When you eat you can practice mindfulness. Mindful eating can bring you a lot of joy and happiness. In my tradition, eating is a deep practice. First we sit in a stable position and look at the food. Then, mindfully, we smile at it. We see the food as an ambassador that has come to us from the sky and from the Earth. Looking at a string bean, I can see a cloud floating on it. I can see the rain and the sunshine. I realize that this string bean is a part of the Earth and the sky.

When I bite into the string bean, I am aware that this is a string bean that I have put into my mouth. There is nothing else in my mouth-not my sorrow or my fear. When I chew the string bean, I am just chewing a string bean-not my worries or my anger. I chew very carefully, with one hundred percent of myself. I feel a connection to the sky, the Earth, the farmers who grow the food, and the people who cook it. Eating like this, I feel that solidity, freedom, and joy are possible. The meal not only nourishes my body, but my soul, my consciousness, and my spirit. (pages 4 - 5)
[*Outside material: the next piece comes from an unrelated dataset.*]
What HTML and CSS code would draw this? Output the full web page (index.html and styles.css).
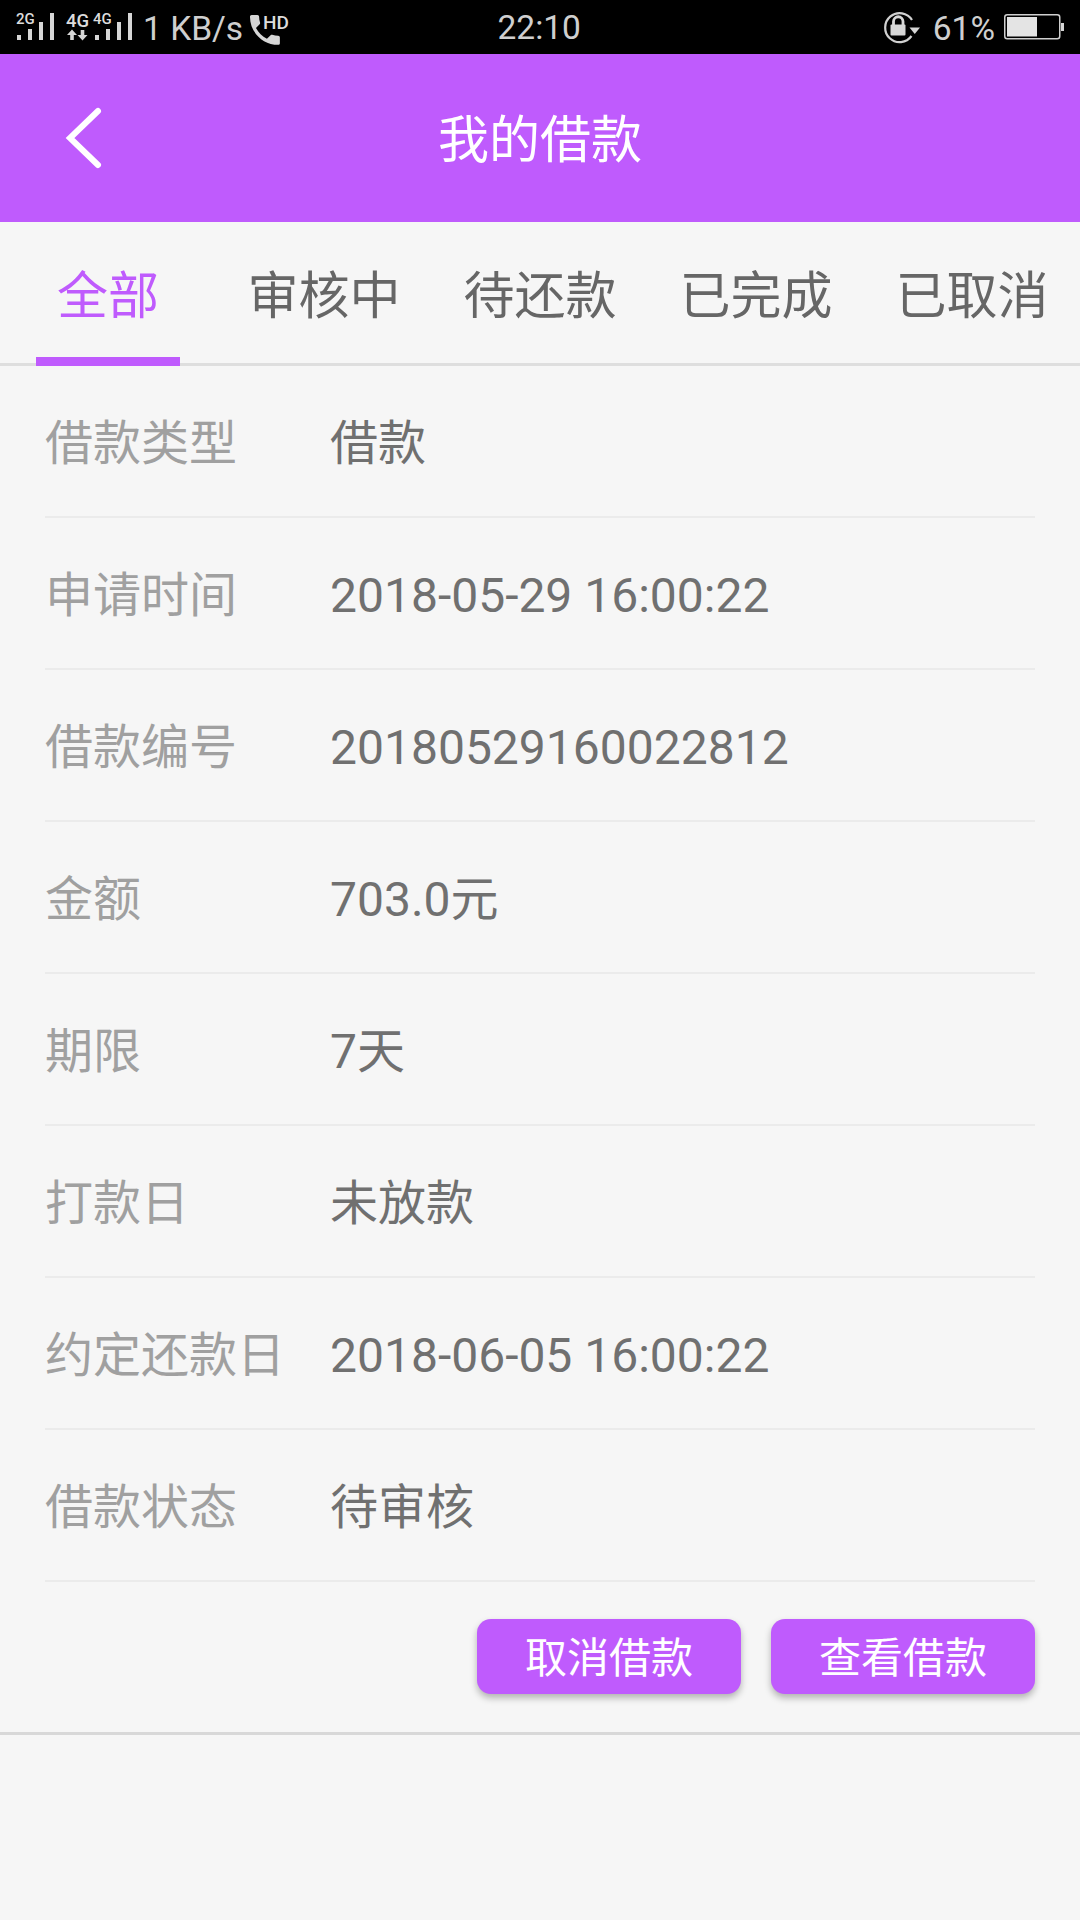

It is interesting to note that Thich Nhat Hanh gave this dharma talk at a prison. (The recording of the dharma talk was later transcribed to a book.) He was speaking to people who had very little freedom in the conventional sense, but as always, his message is that with mindfulness we free ourselves from everything whether it be concrete walls, fears, hatred, anxiety and every moment should be a moment of meditation and mindfulness.

My understanding of this type of eating meditation would be not to think in a "busy" way about how a grape was grown, but to focus fully on the experience of eating the grape and understanding with gratitude all that has gone into the grape.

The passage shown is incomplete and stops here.